» **Material provided**
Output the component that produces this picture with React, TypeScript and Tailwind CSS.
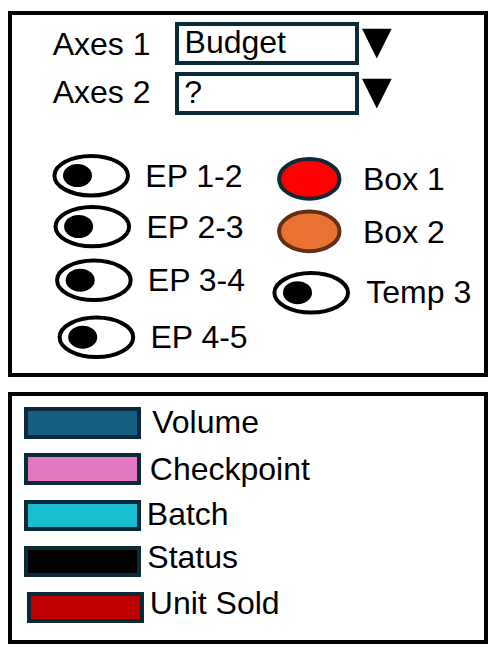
import React from "react";

const NAVY = "#0b2a38";

function Panel({ className, children }: { className: string; children: React.ReactNode }) {
  return <section className={`w-[480px] shrink-0 border-4 border-black ${className}`}>{children}</section>;
}

function AxisRow({ label, value, labelClass, valueClass }: { label: string; value: string; labelClass: string; valueClass: string }) {
  return (
    <div className="flex h-[50px] items-start pl-[40.7px]">
      <span className={`w-[122.3px] ${labelClass}`}>{label}</span>
      <div className="h-[43px] w-[184px] border-4 border-[#0b2a38]">
        <span className={`block ${valueClass}`}>{value}</span>
      </div>
      <svg className="ml-[3px] mt-[6px]" width="30" height="32" viewBox="0 0 30 32">
        <path d="M0 0.7H29.7L14.8 30.5Z" fill="black" />
      </svg>
    </div>
  );
}

function Toggle({ cx = 39.2, cy }: { cx?: number; cy: number }) {
  return (
    <svg className="shrink-0" width="80" height="46" viewBox="0 0 80 46">
      <ellipse cx={cx} cy={cy} rx="36.8" ry="19.7" fill="white" stroke="black" strokeWidth="4" />
      <ellipse cx={cx - 13.7} cy={cy - 0.1} rx="14.5" ry="11.5" fill="black" />
    </svg>
  );
}

function Lamp({ fill, stroke, cy }: { fill: string; stroke: string; cy: number }) {
  return (
    <svg className="shrink-0" width="66" height="46" viewBox="0 0 66 46">
      <ellipse cx="32.3" cy={cy} rx="30.2" ry="19.8" fill={fill} stroke={stroke} strokeWidth="4" />
    </svg>
  );
}

function LegendRow({ row, swatch, text, label }: { row: string; swatch: string; text: string; label: string }) {
  return (
    <div className={`flex items-start ${row}`}>
      <div className={`w-[117px] shrink-0 border-4 border-[#0b2a38] ${swatch}`} />
      <span className={text}>{label}</span>
    </div>
  );
}

export default function App() {
  return (
    <main className="flex h-[660px] w-[496px] flex-col overflow-hidden bg-white pl-2 pt-[11px] font-['Liberation_Sans',Arial,sans-serif] text-[32px] leading-8 whitespace-nowrap text-black">
      <Panel className="h-[366px] pt-[7px]">
        <AxisRow label="Axes 1" value="Budget" labelClass="mt-[6px]" valueClass="pl-[5.6px]" />
        <AxisRow label="Axes 2" value="?" labelClass="mt-1" valueClass="pl-[5.3px]" />

        <div className="mt-[31px] flex items-start">
          <div className="flex w-[260px] flex-col">
            <div className="flex h-[51px] items-start pl-10">
              <Toggle cy={22.7} />
              <span className="ml-[13.3px] mt-[7px]">EP 1-2</span>
            </div>
            <div className="flex h-[54px] items-start pl-[41px]">
              <Toggle cx={39.3} cy={22.6} />
              <span className="ml-[13.4px] mt-[7px]">EP 2-3</span>
            </div>
            <div className="flex h-[57px] items-start pl-[43px]">
              <Toggle cx={38.9} cy={22.3} />
              <span className="ml-[12.8px] mt-[6px]">EP 3-4</span>
            </div>
            <div className="flex items-start pl-[45px]">
              <Toggle cx={39.4} cy={22.3} />
              <span className="ml-[13.4px] mt-[6px]">EP 4-5</span>
            </div>
          </div>

          <div className="flex flex-col pt-[3px]">
            <div className="flex h-[53px] items-start pl-[5px]">
              <Lamp fill="#ff0000" stroke={NAVY} cy={22.9} />
              <span className="ml-[20px] mt-[7px]">Box 1</span>
            </div>
            <div className="flex h-[62px] items-start pl-[5px]">
              <Lamp fill="#e97132" stroke="#622e15" cy={22.4} />
              <span className="ml-[20px] mt-[7px]">Box 2</span>
            </div>
            <div className="flex items-start">
              <Toggle cy={21.8} />
              <span className="ml-[14.3px] mt-[5px]">Temp 3</span>
            </div>
          </div>
        </div>
      </Panel>

      <Panel className="mt-[15px] h-[252px] pl-3 pt-[11px]">
        <LegendRow row="h-[46px]" swatch="h-8 bg-[#156082]" text="-mt-px ml-[11.2px]" label="Volume" />
        <LegendRow row="h-[47px]" swatch="h-8 bg-[#e377c2]" text="ml-[8.8px]" label="Checkpoint" />
        <LegendRow row="h-[46px]" swatch="h-[31px] bg-[#17becf]" text="-mt-[2px] ml-[5.8px]" label="Batch" />
        <LegendRow row="h-[46px]" swatch="h-[31px] bg-black" text="-mt-[5px] ml-[6.3px]" label="Status" />
        <LegendRow row="ml-[3px]" swatch="h-[31px] bg-[#c00000]" text="-mt-[5px] ml-[5.8px]" label="Unit Sold" />
      </Panel>
    </main>
  );
}
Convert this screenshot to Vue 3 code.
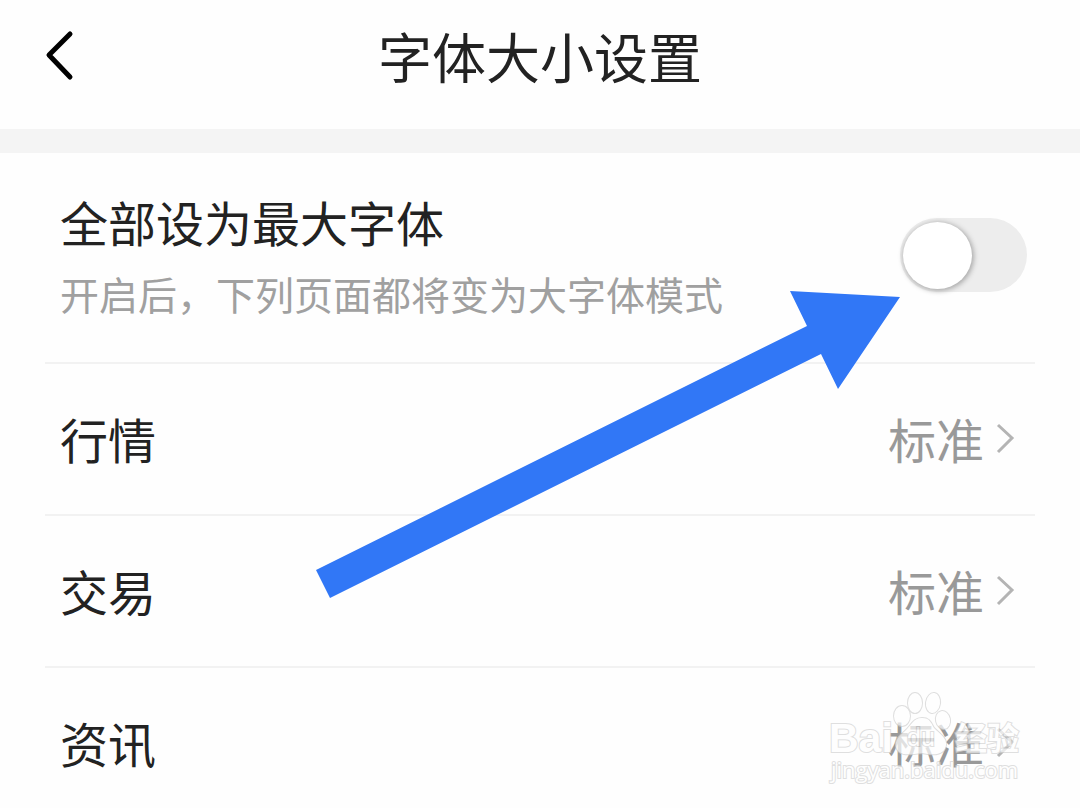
<script setup>
import { ref } from 'vue'

const largest = ref(false)
const rows = [
  { id: 'quotes', name: '行情', value: '标准' },
  { id: 'trade', name: '交易', value: '标准' },
  { id: 'news', name: '资讯', value: '标准' },
]
</script>

<template>
  <div class="page">
    <header class="header">
      <button class="back" type="button" aria-label="返回">
        <svg viewBox="0 0 32 52" width="32" height="52" aria-hidden="true">
          <path d="M26 4 L5 25 L26 47" />
        </svg>
      </button>
      <h1 class="title">字体大小设置</h1>
    </header>

    <main class="settings">
      <div class="row all">
        <label class="texts" for="largest">
          <span class="name">全部设为最大字体</span>
          <span class="hint">开启后，下列页面都将变为大字体模式</span>
        </label>
        <input id="largest" v-model="largest" class="switch" type="checkbox" role="switch" />
      </div>
      <button v-for="row in rows" :key="row.id" class="row item" type="button">
        <span class="name">{{ row.name }}</span>
        <span class="value">{{ row.value }}</span>
        <svg class="chevron" viewBox="0 0 20 32" width="20" height="32" aria-hidden="true">
          <path d="M3 3 L17 16 L3 30" />
        </svg>
      </button>
    </main>

    <svg class="arrow" viewBox="0 0 590 312" width="590" height="312" aria-hidden="true">
      <path d="M474 1 L584 7 L522 99 L505 64 L14 308 L0 280 L491 36 Z" />
    </svg>

    <svg class="watermark" viewBox="0 0 204 100" width="204" height="100" aria-hidden="true">
      <text class="brand" x="5" y="60" font-size="41">Bai</text>
      <g class="paw">
        <ellipse cx="78" cy="24" rx="8" ry="10" />
        <ellipse cx="91" cy="11" rx="7" ry="10" />
        <ellipse cx="109" cy="11" rx="7" ry="10" transform="rotate(8 109 11)" />
        <ellipse cx="119" cy="28" rx="7" ry="9" transform="rotate(-12 119 28)" />
        <path d="M98 26 C89 26 87 34 81 39 C74 45 71 49 72 54 C74 64 83 63 98 61 C112 64 121 62 122 53 C123 46 116 42 110 36 C107 31 106 26 98 26 Z" />
      </g>
      <text class="du" x="83" y="54" font-size="25">du</text>
      <text class="cn" x="131" y="58" font-size="32">经验</text>
      <text class="site" x="7" y="86" font-size="22">jingyan.baidu.com</text>
    </svg>
  </div>
</template>

<style>
body {
  margin: 0;
  background: #fefefe;
}
</style>

<style scoped>
.page {
  position: relative;
  overflow: hidden;
  min-height: 100vh;
  color: #222;
  background: #fefefe;
  font-family: "Noto Sans CJK SC", sans-serif;
}

button {
  margin: 0;
  border: 0;
  background: none;
  color: inherit;
  font: inherit;
  cursor: pointer;
}

svg {
  display: block;
}

.header {
  display: grid;
  grid-template-columns: 80px 1fr 80px;
  align-items: center;
  box-sizing: border-box;
  height: 153px;
  padding-bottom: 18px;
  border-bottom: 24px solid #f4f4f4;
}

.back {
  justify-self: end;
  padding: 0 4px 0 0;
}

.back path {
  fill: none;
  stroke: #000;
  stroke-width: 5;
  stroke-linecap: round;
  stroke-linejoin: round;
}

.title {
  margin: 0;
  font-size: 54px;
  font-weight: 400;
  line-height: 80px;
  text-align: center;
}

.settings {
  margin: 0 45px;
}

.row {
  display: flex;
  align-items: center;
  box-sizing: border-box;
  width: 100%;
  border-bottom: 2px solid #f2f2f2;
}

.all {
  padding: 36px 8px 41px 15px;
}

.texts {
  display: flex;
  flex: 1;
  flex-direction: column;
  gap: 12px;
}

.name {
  font-size: 48px;
  line-height: 64px;
}

.hint {
  color: #a0a0a0;
  font-size: 39px;
  line-height: 56px;
}

.switch {
  appearance: none;
  display: flex;
  align-items: center;
  box-sizing: border-box;
  width: 127px;
  height: 74px;
  margin: 0;
  padding: 0 3px;
  border-radius: 37px;
  background: #ededed;
  cursor: pointer;
}

.switch::before {
  content: "";
  width: 69px;
  height: 67px;
  border-radius: 50%;
  background: #fff;
  box-shadow: 1px 1px 5px 1px #aaa;
}

.switch:checked {
  justify-content: flex-end;
  background: #3078f6;
}

.item {
  padding: 42px 20px 44px 15px;
  text-align: left;
}

.item:last-child {
  padding-bottom: 34px;
  border-bottom: 0;
}

.item .name {
  flex: 1;
}

.value {
  margin-right: 11px;
  color: #999;
  font-size: 48px;
  line-height: 64px;
}

.chevron path {
  fill: none;
  stroke: #b4b4b4;
  stroke-width: 3;
}

.arrow {
  position: absolute;
  top: 290px;
  left: 316px;
  pointer-events: none;
}

.arrow path {
  fill: #3177f6;
}

.watermark {
  position: absolute;
  top: 692px;
  right: 52px;
  opacity: 0.7;
  pointer-events: none;
}

.watermark text,
.paw {
  fill: #fff;
  stroke: #d2d2d2;
  stroke-width: 2;
  paint-order: stroke;
}

.watermark .brand {
  font-family: "Liberation Sans", sans-serif;
  font-weight: 700;
}

.watermark .du {
  font-family: "Liberation Sans", sans-serif;
}

.watermark .cn {
  font-family: "Noto Sans CJK SC", sans-serif;
  font-weight: 700;
}

.watermark .site {
  font-family: "Open Sans", sans-serif;
}
</style>
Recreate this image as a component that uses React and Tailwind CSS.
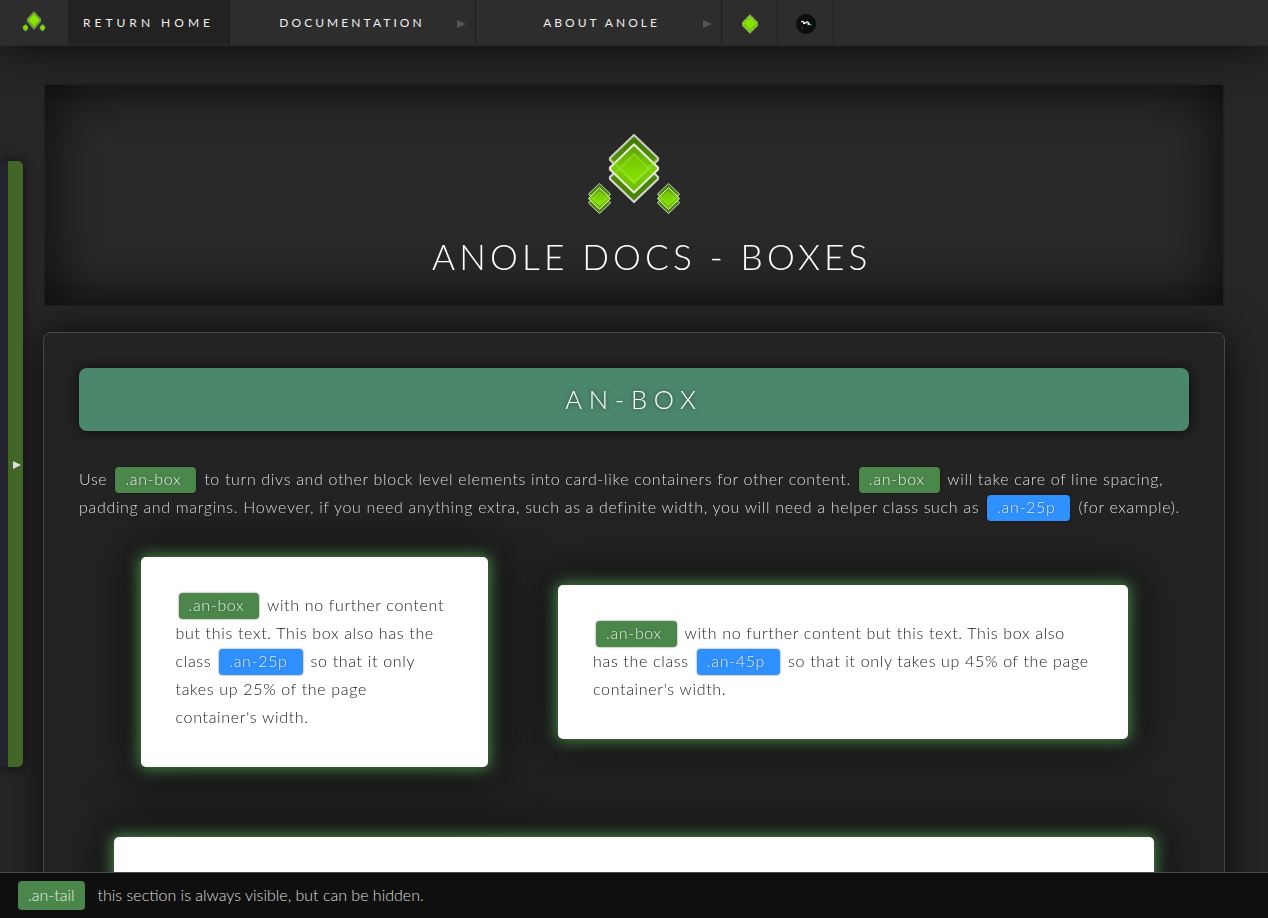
import React from "react";

function Rhombus({ cx = 0, cy, rx, ry, fill, stroke, sw }) {
  return (
    <path
      d={`M${cx} ${cy - ry}L${cx + rx} ${cy - 1}V${cy + 1}L${cx} ${cy + ry}L${cx - rx} ${cy + 1}V${cy - 1}Z`}
      fill={fill}
      stroke={stroke}
      strokeWidth={sw}
      strokeLinejoin="round"
    />
  );
}

function Cluster({ x, y, s, sw }) {
  return (
    <g transform={`translate(${x} ${y}) scale(${s})`}>
      <Rhombus cy={-9.5} rx={24} ry={24} fill="url(#dark)" stroke="#c6cbc0" sw={sw} />
      <Rhombus cy={9.5} rx={24} ry={24} fill="#4a8506" stroke="#d2d5cf" sw={sw} />
      <Rhombus cy={0} rx={24} ry={24} fill="url(#lime)" stroke="#e4efd2" sw={sw} />
      <Rhombus cy={0} rx={15} ry={15} fill="url(#core)" stroke="none" sw={0} />
      <path d="M-23 -9L0 14.5L23 -9" fill="none" stroke="#a6ee48" strokeOpacity="0.45" strokeWidth={sw} />
      <path d="M-19 5L0 -14.5L19 5" fill="none" stroke="#a5ee40" strokeOpacity="0.35" strokeWidth={sw} />
    </g>
  );
}

function Logo({ className }) {
  return (
    <svg className={className} viewBox="0 0 96 84">
      <defs>
        <linearGradient id="dark" x1="0" y1="0" x2="0" y2="1">
          <stop offset="0" stopColor="#3f7606" />
          <stop offset="1" stopColor="#64ad05" />
        </linearGradient>
        <linearGradient id="lime" x1="0" y1="0" x2="0" y2="1">
          <stop offset="0" stopColor="#5a9c0d" />
          <stop offset="0.5" stopColor="#7bd005" />
          <stop offset="1" stopColor="#6dba07" />
        </linearGradient>
        <linearGradient id="core" x1="0" y1="0" x2="0" y2="1">
          <stop offset="0" stopColor="#72c005" />
          <stop offset="1" stopColor="#8ae600" />
        </linearGradient>
      </defs>
      <Cluster x={48} y={36.5} s={1} sw={2.2} />
      <Cluster x={13.5} y={66.5} s={0.45} sw={2.2} />
      <Cluster x={82.5} y={66.5} s={0.45} sw={2.2} />
    </svg>
  );
}

function SmallLogo() {
  return (
    <svg className="h-6 w-6" viewBox="0 0 24 24">
      <path d="M12 1L18.5 8V10.5L12 18L5.5 10.5V8Z" fill="#6fb80c" stroke="#6f8e4c" strokeWidth="1.2" />
      <path d="M12 3.5L16.8 8.5V9.5L12 14.5L7.2 9.5V8.5Z" fill="#8ae500" stroke="#9bdc4a" strokeWidth=".6" strokeDasharray="1 1" />
      <path d="M3.5 13.5L6 15.5V17.7L3.5 20L1 17.7V15.5Z M20.5 13.5L23 15.5V17.7L20.5 20L18 17.7V15.5Z" fill="#80dd08" stroke="#6d9444" strokeWidth=".8" />
    </svg>
  );
}

function Tag({ children, blue }) {
  return (
    <span
      className={
        "relative -top-[1px] mx-[3px] inline-block h-[26px] rounded-[4px] pr-[15px] pl-[10px] align-middle leading-[24px] text-[#e2eee2] shadow-[0_0_2px_rgba(0,0,0,0.6)] [text-shadow:0_0_3px_rgba(0,0,0,0.3)] " +
        (blue ? "bg-[#2f90ff]" : "bg-[#4b874b]")
      }
    >
      {children}
    </span>
  );
}

function Card({ className, children }) {
  return (
    <div
      className={
        "shrink-0 rounded-[5px] bg-white px-[35px] pt-[34px] text-[#222] shadow-[0_0_15px_2px_#4b874b,0_0_50px_10px_rgba(0,0,0,0.6)] " +
        className
      }
    >
      {children}
    </div>
  );
}

function Arrow({ className }) {
  return (
    <svg className={className} viewBox="0 0 9 8" preserveAspectRatio="none">
      <path d="M0 0L9 4L0 8Z" fill="currentColor" />
    </svg>
  );
}

function MenuItem({ children, className }) {
  return (
    <div className={"flex h-[45px] w-[246px] items-center border-r border-[#1c1c1c] " + className}>
      <span className="flex-1 text-center">{children}</span>
      <Arrow className="mt-[2px] mr-[9px] h-2 w-[9px] text-[#555]" />
    </div>
  );
}

export default function App() {
  return (
    <div className="relative flex h-[918px] w-[1268px] flex-col overflow-hidden bg-[#262626] font-[Lato,sans-serif] text-[16px] font-light">
      <header className="z-10 flex h-[46px] shrink-0 border-b border-[#292929] bg-[#2d2d2d] text-[12px] font-normal text-[#eee] shadow-[0_0_45px_rgba(0,0,0,0.75)]">
        <div className="flex h-[45px] w-[68px] items-center justify-center">
          <SmallLogo />
        </div>
        <div className="flex h-[45px] w-[162px] items-center border-r border-[#1d1d1d] bg-[#222] pl-[15px] tracking-[4px] whitespace-nowrap">
          RETURN HOME
        </div>
        <MenuItem className="pl-[17px] tracking-[3.07px]">DOCUMENTATION</MenuItem>
        <MenuItem className="pl-[24px] tracking-[3px]">ABOUT ANOLE</MenuItem>
        <div className="flex h-[45px] w-[56px] items-center justify-center border-r border-[#202020]">
          <svg className="mt-[3px] h-5 w-4" viewBox="0 0 16 20">
            <path d="M8 0L16 8V12L8 20L0 12V8Z" fill="#5b8c21" />
            <path d="M8 1.5L15 8.5V11.5L8 18.5L1 11.5V8.5Z" fill="#71c10a" stroke="#e5f3cf" strokeWidth="1" strokeDasharray="1 1" />
            <path d="M8 3.5L14 9.5L8 15.5L2 9.5Z" fill="#86e500" />
          </svg>
        </div>
        <div className="flex h-[45px] w-[56px] items-center justify-center border-r border-[#202020]">
          <svg className="mt-[3px] h-5 w-5" viewBox="0 0 20 20">
            <circle cx="10" cy="10" r="10" fill="#0d0d0d" />
            <path d="M5 7.8L7 7.5L9 9L7 9.7M9 9.5L11 7.8L13 9L13 11M11.5 9.5L12.5 10.5" fill="none" stroke="#f1f1f1" strokeWidth="1.2" />
            <path d="M14 10h1.4v1.4h-1.4Z" fill="#0cc" />
            <path d="M5.5 12.5L7.5 15" stroke="#4b431b" strokeWidth=".8" />
          </svg>
        </div>
      </header>

      <section className="mx-[45px] mt-[39px] flex h-[220px] shrink-0 flex-col items-center bg-[#292929] shadow-[inset_0_0_60px_rgba(0,0,0,0.8),0_0_2px_#1a1a1a]">
        <Logo className="mt-[47px] h-[84px] w-[96px]" />
        <h1 className="mt-[18px] pl-[36px] text-[35.2px] leading-[44px] font-light tracking-[4.15px] text-white will-change-transform">
          ANOLE DOCS - BOXES
        </h1>
      </section>

      <main className="mx-[43px] mt-[27px] h-[900px] shrink-0 rounded-[8px] border border-[#484848] bg-[#232323] p-[35px] shadow-[0_0_40px_rgba(0,0,0,0.75)] will-change-transform">
        <h2 className="h-[63px] rounded-[8px] bg-[#4b876b] text-center text-[25.6px] leading-[63px] font-light tracking-[6.7px] text-white shadow-[0_0_15px_rgba(0,0,0,0.7)] [text-shadow:0_0_5px_rgba(0,0,0,0.5)]">
          AN-BOX
        </h2>
        <div className="mt-[34px] text-[16px] leading-[28px] tracking-[0.67px] text-[#ddd]">
          <div className="h-[28px] whitespace-nowrap">
            Use <Tag>.an-box</Tag> to turn divs and other block level elements into card-like containers for other content. <Tag>.an-box</Tag> will take care of line spacing,
          </div>
          <div className="h-[28px] whitespace-nowrap">
            padding and margins. However, if you need anything extra, such as a definite width, you will need a helper class such as <Tag blue>.an-25p</Tag> (for example).
          </div>
        </div>
        <div className="mt-[36px] ml-[62px] flex items-center gap-[70px] leading-[28px] tracking-[0.67px]">
          <Card className="h-[210px] w-[347px]">
            <div className="-ml-[0.5px] h-[28px] whitespace-nowrap"><Tag>.an-box</Tag> with no further content</div>
            <div className="-ml-[0.5px] h-[28px] whitespace-nowrap">but this text. This box also has the</div>
            <div className="-ml-[0.5px] h-[28px] whitespace-nowrap">class <Tag blue>.an-25p</Tag> so that it only</div>
            <div className="-ml-[0.5px] h-[28px] whitespace-nowrap">takes up 25% of the page</div>
            <div className="-ml-[0.5px] h-[28px] whitespace-nowrap">container's width.</div>
          </Card>
          <Card className="h-[154px] w-[570px]">
            <div className="h-[28px] whitespace-nowrap"><Tag>.an-box</Tag> with no further content but this text. This box also</div>
            <div className="h-[28px] whitespace-nowrap">has the class <Tag blue>.an-45p</Tag> so that it only takes up 45% of the page</div>
            <div className="h-[28px] whitespace-nowrap">container's width.</div>
          </Card>
        </div>
        <Card className="mt-[70px] ml-[35px] h-[210px] w-[1040px]" />
      </main>

      <aside className="absolute top-[161px] left-0 z-10 flex h-[606px] w-[23px] rounded-r-[5px] bg-[#23232d] shadow-[0_0_12px_rgba(0,0,0,0.6)]">
        <div className="ml-[8px] flex w-[15px] items-center justify-center rounded-r-[5px] bg-[#426628]">
          <Arrow className="mt-[2px] ml-[3px] h-[8px] w-[8px] text-[#ddd]" />
        </div>
      </aside>

      <footer className="absolute bottom-0 left-0 z-20 flex h-[46px] w-full items-center border-t border-[#4a4a4a] bg-[#0f0f0f] pl-[18px] text-[#ddd]">
        <span className="flex h-[29px] items-center rounded-[4px] bg-[#4b874b] px-[10px] pb-[2px] text-[#e6f0e6]">.an-tail</span>
        <span className="ml-[13px] pb-[2px]">this section is always visible, but can be hidden.</span>
      </footer>
    </div>
  );
}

» **The request**
In the records above, locate each line with the word "React". Copy all such lines.

» **Completed exercise**
Output the component that produces this picture with React, TypeScript and Tailwind CSS.
import React from "react";
function Panel({ className, children }: { className: string; children: React.ReactNode }) {
Recreate this image as a component that uses React and Tailwind CSS.
import React from "react";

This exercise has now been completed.